What the exercise asks
Lines containing the word "Output" are the ones to copy from the records below.
· · · ·
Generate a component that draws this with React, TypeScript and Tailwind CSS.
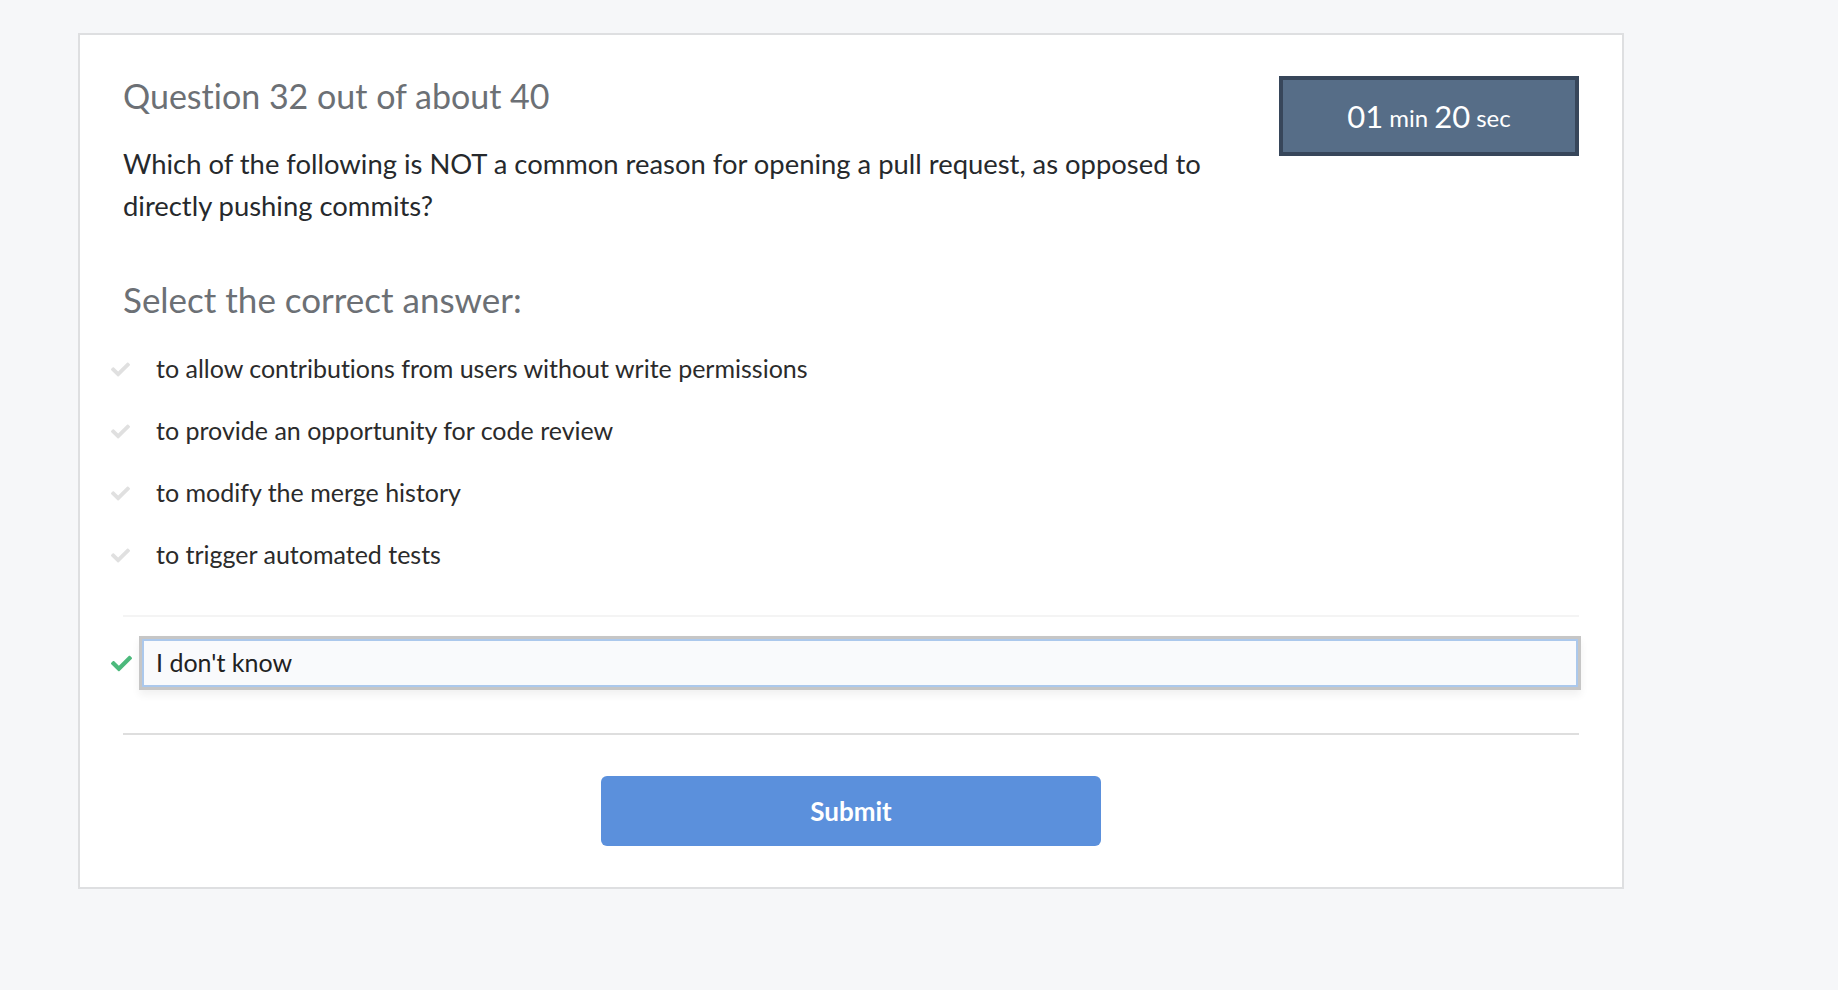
import React, { useState } from 'react';
import { FaCheck } from 'react-icons/fa';

const answers = [
  'to allow contributions from users without write permissions',
  'to provide an opportunity for code review',
  'to modify the merge history',
  'to trigger automated tests',
];

export default function App() {
  const [selected] = useState<number | null>(null);

  return (
    <div className="min-h-screen bg-[#f6f7f9] font-['Lato',sans-serif] [font-variant-ligatures:none] pt-[33px] pl-[78px]">
      <div className="w-[1546px] h-[856px] bg-white border-2 border-[#dedfe1] px-[43px] pt-[41px]">
        {/* header */}
        <div className="flex justify-between items-start">
          <div className="w-[1120px]">
            <h1 className="text-[34px] leading-[40px] text-[#6c7075]">Question 32 out of about 40</h1>
            <p className="mt-[27px] text-[27.4px] leading-[42px] text-[#26292c]">
              Which of the following is NOT a common reason for opening a pull request, as opposed to directly pushing commits?
            </p>
          </div>
          <div className="w-[300px] h-[80px] bg-[#566d87] border-4 border-[#37465a] flex items-center justify-center text-white">
            <span className="text-[31px]">01</span>
            <span className="text-[24px] ml-[6px] mt-[4px]">min</span>
            <span className="text-[31px] ml-[6px]">20</span>
            <span className="text-[24px] ml-[6px] mt-[4px]">sec</span>
          </div>
        </div>

        <h2 className="mt-[52px] text-[35px] leading-[40px] text-[#6c7075]">Select the correct answer:</h2>

        <ul className="mt-[19px]">
          {answers.map((a, i) => (
            <li key={a} className="flex items-center h-[62px] -ml-[12px]">
              <span className="w-[28px] flex justify-start">
                <FaCheck className={selected === i ? 'text-[#4cb97c] w-[19px] h-[19px]' : 'text-[#e0e0e0] w-[19px] h-[19px]'} />
              </span>
              <span className="pl-[17px] text-[25px] text-[#2b2b2b]">{a}</span>
            </li>
          ))}
        </ul>

        <div className="mt-[29px] border-t-2 border-[#f4f4f4]" />

        <div className="mt-[19px] flex items-center -ml-[12px] -mr-[2px]">
          <span className="w-[28px] flex justify-start">
            <FaCheck className="text-[#4cb97c] w-[21px] h-[21px]" />
          </span>
          <div className="flex-1 h-[54px] flex items-center bg-[#f9fafc] border-[3px] border-[#c6c6c6] shadow-[inset_0_0_0_2px_#abc8ec,0_5px_8px_rgba(0,0,0,0.06)] pl-[14px] text-[25px] text-[#222]">
            I don't know
          </div>
        </div>

        <div className="mt-[43px] border-t-2 border-[#dedede]" />

        <div className="mt-[41px] flex justify-center">
          <button className="w-[500px] h-[70px] rounded-[6px] bg-[#5b90dc] text-white text-[26px] font-bold">
            Submit
          </button>
        </div>
      </div>
    </div>
  );
}
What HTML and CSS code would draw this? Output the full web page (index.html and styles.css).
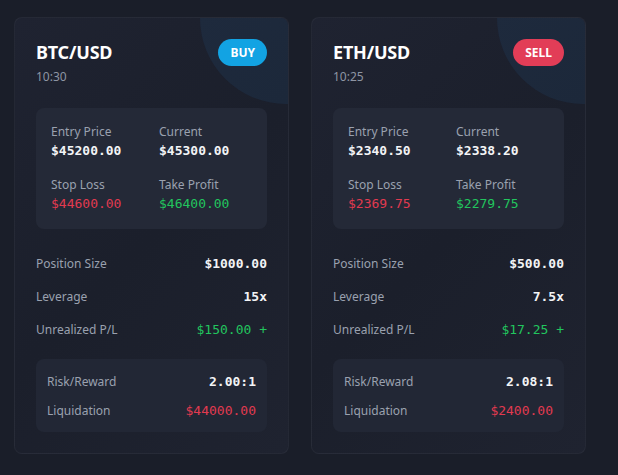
FILE: index.html
```html
<!DOCTYPE html>
<html>
<head>
<meta charset="utf-8">
<link rel="stylesheet" href="styles.css">
</head>
<body>
<div class="grid">
  <div class="card">
    <div class="glow"></div>
    <div class="head">
      <div>
        <div class="pair">BTC/USD</div>
        <div class="time">10:30</div>
      </div>
      <span class="badge buy">BUY</span>
    </div>
    <div class="prices">
      <div class="cell"><div class="lbl">Entry Price</div><div class="val">$45200.00</div></div>
      <div class="cell"><div class="lbl">Current</div><div class="val">$45300.00</div></div>
      <div class="cell"><div class="lbl">Stop Loss</div><div class="val red">$44600.00</div></div>
      <div class="cell"><div class="lbl">Take Profit</div><div class="val green">$46400.00</div></div>
    </div>
    <div class="rows">
      <div class="row"><span class="lbl2">Position Size</span><span class="val">$1000.00</span></div>
      <div class="row"><span class="lbl2">Leverage</span><span class="val">15x</span></div>
      <div class="row"><span class="lbl2">Unrealized P/L</span><span class="val green thin">$150.00 +</span></div>
    </div>
    <div class="risk">
      <div class="row"><span class="lbl2">Risk/Reward</span><span class="val">2.00:1</span></div>
      <div class="row"><span class="lbl2">Liquidation</span><span class="val red">$44000.00</span></div>
    </div>
  </div>
  <div class="card">
    <div class="glow"></div>
    <div class="head">
      <div>
        <div class="pair">ETH/USD</div>
        <div class="time">10:25</div>
      </div>
      <span class="badge sell">SELL</span>
    </div>
    <div class="prices">
      <div class="cell"><div class="lbl">Entry Price</div><div class="val">$2340.50</div></div>
      <div class="cell"><div class="lbl">Current</div><div class="val">$2338.20</div></div>
      <div class="cell"><div class="lbl">Stop Loss</div><div class="val red">$2369.75</div></div>
      <div class="cell"><div class="lbl">Take Profit</div><div class="val green">$2279.75</div></div>
    </div>
    <div class="rows">
      <div class="row"><span class="lbl2">Position Size</span><span class="val">$500.00</span></div>
      <div class="row"><span class="lbl2">Leverage</span><span class="val">7.5x</span></div>
      <div class="row"><span class="lbl2">Unrealized P/L</span><span class="val green thin">$17.25 +</span></div>
    </div>
    <div class="risk">
      <div class="row"><span class="lbl2">Risk/Reward</span><span class="val">2.08:1</span></div>
      <div class="row"><span class="lbl2">Liquidation</span><span class="val red">$2400.00</span></div>
    </div>
  </div>
</div>
</body>
</html>
```
FILE: styles.css
```css
* { box-sizing: border-box; }
html, body { margin: 0; padding: 0; }
body {
  background: #1a1e29;
  font-family: "Noto Sans", "Open Sans", sans-serif;
  color: #f1f3f6;
  width: 618px;
  height: 475px;
  overflow: hidden;
}
.grid {
  display: flex;
  gap: 22px;
  padding: 17px 14px;
}
.card {
  position: relative;
  overflow: hidden;
  width: 275px;
  height: 437px;
  padding: 21px;
  border: 1px solid rgba(255,255,255,0.045);
  border-radius: 8px;
  background: linear-gradient(135deg, #1f2331 0%, #1b1f2b 50%, #1f2330 100%);
}
.glow {
  position: absolute;
  width: 172px;
  height: 172px;
  top: -86px;
  right: -84px;
  border-radius: 50%;
  background: rgba(40, 110, 170, 0.12);
}
.head {
  position: relative;
  display: flex;
  justify-content: space-between;
  align-items: flex-start;
}
.pair {
  font-size: 18px;
  font-weight: 700;
  line-height: 27px;
  color: #ffffff;
  letter-spacing: -0.2px;
}
.time {
  margin-top: 3px;
  font-size: 12px;
  line-height: 16px;
  color: #8e95a3;
}
.badge {
  display: inline-block;
  height: 27px;
  line-height: 27px;
  padding: 0 12px;
  border-radius: 14px;
  font-size: 12px;
  font-weight: 700;
  color: #fff;
}
.buy { background: #12a3e3; }
.sell { background: #e23d57; }
.prices {
  position: relative;
  margin-top: 23px;
  background: #242937;
  border-radius: 8px;
  padding: 15px;
  display: grid;
  grid-template-columns: 1fr 1fr;
  column-gap: 15px;
  row-gap: 15px;
}
.lbl {
  font-size: 12px;
  line-height: 17px;
  color: #9aa1af;
}
.lbl2 {
  font-size: 12px;
  color: #9aa1af;
}
.val {
  font-family: "DejaVu Sans Mono", "Liberation Mono", monospace;
  font-weight: 700;
  font-size: 13px;
  line-height: 21px;
  color: #f3f4f6;
}
.thin { font-weight: 400; }
.red { color: #e23a50; font-weight: 400; }
.green { color: #22c55e; }
.cell .green { font-weight: 400; }
.rows {
  margin-top: 20px;
  display: flex;
  flex-direction: column;
  gap: 5px;
}
.row {
  display: flex;
  justify-content: space-between;
  align-items: center;
  height: 28px;
}
.risk {
  margin-top: 16px;
  background: #222735;
  border-radius: 8px;
  padding: 12px 11px;
  display: flex;
  flex-direction: column;
  gap: 9px;
}
.risk .row { height: 20px; }
```
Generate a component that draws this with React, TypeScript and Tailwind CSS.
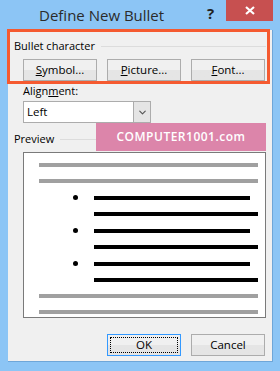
import { ChevronDown } from "lucide-react";

const font = { fontFamily: '"Open Sans", "Noto Sans", sans-serif' };

function Btn({ children, focused }: { children: React.ReactNode; focused?: boolean }) {
  return (
    <button
      className={`relative w-[74px] h-[22px] border ${
        focused ? "border-[#3399ff]" : "border-[#acacac]"
      } bg-gradient-to-b from-[#f0f0f0] from-50% to-[#e5e5e5] to-50% text-[11.5px] leading-[20px] text-black`}
    >
      {focused && <span className="absolute inset-[2px] border border-dotted border-black" />}
      <span className="relative">{children}</span>
    </button>
  );
}

function Line({ w, color = "bg-[#a0a0a0]" }: { w: string; color?: string }) {
  return <div className={`h-[4px] ${w} ${color}`} />;
}

function BulletRow() {
  return (
    <>
      <div className="flex items-center">
        <div className="w-[34px]" />
        <div className="w-[5px] h-[5px] rounded-full bg-black" />
        <div className="ml-[16px]">
          <Line w="w-[156px]" color="bg-black" />
        </div>
      </div>
      <div className="pl-[55px]">
        <Line w="w-[164px]" color="bg-black" />
      </div>
    </>
  );
}

export default function App() {
  return (
    <div className="relative w-[280px] h-[371px] bg-[#8cc5f5] flex flex-col overflow-hidden" style={font}>
      {/* Title bar */}
      <div className="relative h-[30px] flex items-start">
        <span className="ml-[39px] mt-[5px] text-[15px] leading-[20px] text-[#2b2b2b]">Define New Bullet</span>
        <span className="absolute left-[207px] top-[2px] text-[15px] font-bold text-[#222]">?</span>
        <div className="absolute left-[226px] top-0 w-[47px] h-[21px] bg-[#c75050] flex items-center justify-center">
          <svg width="10" height="9" viewBox="0 0 10 9">
            <path d="M1 1 L9 8 M9 1 L1 8" stroke="white" strokeWidth="2.2" />
          </svg>
        </div>
      </div>

      {/* Body */}
      <div className="ml-[8px] w-[265px] h-[332px] bg-[#f0f0f0] border-r border-b border-[#6ea6d8] flex flex-col text-[11px] text-black">
        <div className="mt-[8px] h-[16px] flex items-center pl-[6px] pr-[6px]">
          <span className="leading-[16px]">Bullet character</span>
          <div className="flex-1 ml-[6px] h-[1px] bg-[#dcdcdc]" />
        </div>
        <div className="mt-[5px] pl-[15px] flex gap-[10px]">
          <Btn><u>S</u>ymbol...</Btn>
          <Btn><u>P</u>icture...</Btn>
          <Btn><u>F</u>ont...</Btn>
        </div>

        <div className="mt-[2px] pl-[15px] h-[16px] leading-[16px]">
          Align<u>m</u>ent:
        </div>
        <div className="mt-[2px] ml-[15px] w-[128px] h-[22px] flex border border-[#acacac] bg-white">
          <span className="flex-1 pl-[3px] leading-[20px] text-[11.5px]">Left</span>
          <div className="w-[17px] h-full bg-[#e5e5e5] border-l border-[#acacac] flex items-center justify-center">
            <ChevronDown size={11} strokeWidth={2.5} className="text-[#555]" />
          </div>
        </div>

        <div className="mt-[8px] h-[16px] flex items-center pl-[6px] pr-[6px]">
          <span className="leading-[16px]">Preview</span>
          <div className="flex-1 ml-[6px] h-[1px] bg-[#dcdcdc]" />
        </div>

        <div className="mt-[5px] ml-[15px] w-[243px] h-[166px] bg-white border border-[#7a7a7a] pt-[10px] pl-[15px] flex flex-col gap-[12px]">
          <Line w="w-[219px]" />
          <Line w="w-[219px]" />
          <BulletRow />
          <BulletRow />
          <BulletRow />
          <Line w="w-[219px]" />
          <Line w="w-[219px]" />
        </div>

        <div className="mt-[16px] pl-[99px] flex gap-[10px]">
          <Btn focused>OK</Btn>
          <Btn>Cancel</Btn>
        </div>
      </div>

      {/* Annotation overlays */}
      <div className="absolute left-[7px] top-[29px] w-[263px] h-[55px] border-[3px] border-[#f55a30] pointer-events-none" />
      <div className="absolute left-[96px] top-[123px] w-[170px] h-[28px] bg-[#dc85aa] flex items-center justify-center">
        <span className="text-white text-[12px] font-semibold tracking-[0.5px]">COMPUTER1001.com</span>
      </div>
    </div>
  );
}
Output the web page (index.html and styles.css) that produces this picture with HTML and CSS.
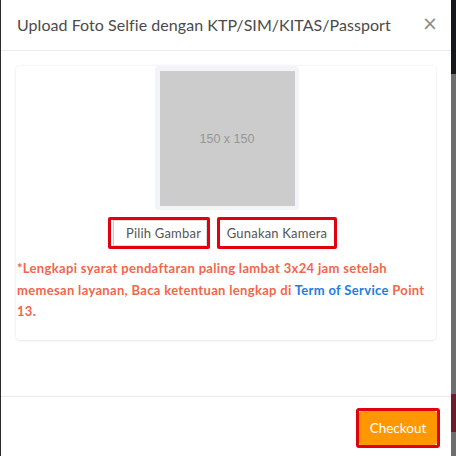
FILE: index.html
```html
<!DOCTYPE html>
<html lang="id">
<head>
<meta charset="utf-8">
<title>Upload Foto Selfie</title>
<link rel="stylesheet" href="styles.css">
</head>
<body>
<div class="modal">
  <div class="modal-header">
    <h5 class="modal-title">Upload Foto Selfie dengan KTP/SIM/KITAS/Passport</h5>
    <button class="close" type="button">&times;</button>
  </div>
  <div class="modal-body">
    <div class="card">
      <div class="preview">
        <div class="placeholder">150 x 150</div>
      </div>
      <div class="actions">
        <span class="hl"><button class="btn-file" type="button">Pilih Gambar</button></span>
        <span class="hl"><button class="btn-cam" type="button">Gunakan Kamera</button></span>
      </div>
      <p class="note">*Lengkapi syarat pendaftaran paling lambat 3x24 jam setelah memesan layanan, Baca ketentuan lengkap di <a href="#">Term of Service</a> Point 13.</p>
    </div>
  </div>
  <div class="modal-footer">
    <span class="hl hl-co"><button class="btn-checkout" type="button">Checkout</button></span>
  </div>
</div>
<div class="backdrop"></div>
</body>
</html>
```
FILE: styles.css
```css
html, body {
  margin: 0;
  padding: 0;
  height: 456px;
  overflow: hidden;
}
body {
  display: flex;
  font-family: "Lato", "Open Sans", sans-serif;
  background: #2b2b2b;
}
.modal {
  width: 450px;
  margin-left: 1px;
  background: #fff;
  display: flex;
  flex-direction: column;
}
.backdrop {
  flex: 1;
  background: linear-gradient(to bottom, #16161d 0, #16161d 74px, #6e6e6e 74px, #6e6e6e 394px, #6a1d2a 394px, #6a1d2a 432px, #6e6e6e 432px);
}
.modal-header {
  height: 51px;
  border-bottom: 1px solid #e9ecef;
  display: flex;
  align-items: center;
  justify-content: space-between;
  padding: 0 13px 0 16px;
  box-sizing: border-box;
}
.modal-title {
  margin: 0;
  font-size: 16px;
  font-weight: 400;
  color: #4a4a4a;
  padding-bottom: 2px;
  letter-spacing: 0.05px;
}
.close {
  border: 0;
  background: none;
  padding: 0;
  font-family: "DejaVu Sans", sans-serif;
  font-size: 19px;
  color: #8a8a8a;
  line-height: 1;
  margin-bottom: 4px;
}
.modal-body {
  padding: 15px 15px 56px 15px;
}
.card {
  border-radius: 4px;
  box-shadow: 0 0 3px rgba(0,0,0,0.09), 0 1px 2px rgba(0,0,0,0.06);
  padding: 0 0 17px 1px;
  display: flex;
  flex-direction: column;
  align-items: center;
}
.preview {
  width: 144px;
  height: 144px;
  background: #f2f4f7;
  border-radius: 4px;
  padding: 5px 4px 4px 5px;
  box-sizing: border-box;
}
.placeholder {
  width: 135px;
  height: 135px;
  background: #cccccc;
  color: #969696;
  font-family: "Liberation Sans", Arial, sans-serif;
  font-size: 12.5px;
  display: flex;
  align-items: center;
  justify-content: center;
}
.actions {
  display: flex;
  gap: 7px;
  margin-top: 7px;
  margin-right: 8px;
}
.hl {
  display: inline-block;
  border: 3px solid #e0000f;
  border-radius: 2px;
}
.actions button {
  font-family: "Lato", "Open Sans", sans-serif;
  font-size: 13px;
  letter-spacing: 0.2px;
  color: #555;
  background: #fff;
  height: 26px;
  display: block;
  padding: 0;
}
.btn-file {
  border: 1px solid #dcdcdc;
  border-left: 1px solid #c9c9c9;
  width: 94px;
  margin-left: 2px;
  padding-left: 7px !important;
}
.btn-cam {
  border: 0;
  width: 114px;
}
.note {
  margin: 9px 0 0 0;
  align-self: stretch;
  padding-right: 2px;
  color: #f2664b;
  font-size: 13px;
  font-weight: 700;
  letter-spacing: 0.33px;
  line-height: 21.5px;
}
.note a {
  color: #1b7ee0;
  text-decoration: none;
}
.modal-footer {
  border-top: 1px solid #e9ecef;
  display: flex;
  justify-content: flex-end;
  padding: 11px 11px 0 0;
}
.hl-co {
  border-radius: 3px;
}
.btn-checkout {
  display: block;
  width: 78px;
  height: 34px;
  background: #ff9800;
  border: 0;
  border-radius: 3px;
  color: #fff;
  font-family: "Lato", "Open Sans", sans-serif;
  font-size: 13.5px;
  padding: 0;
}
```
· · · ·
Response to this exercise
What HTML and CSS code would draw this? Output the full web page (index.html and styles.css).
Output the web page (index.html and styles.css) that produces this picture with HTML and CSS.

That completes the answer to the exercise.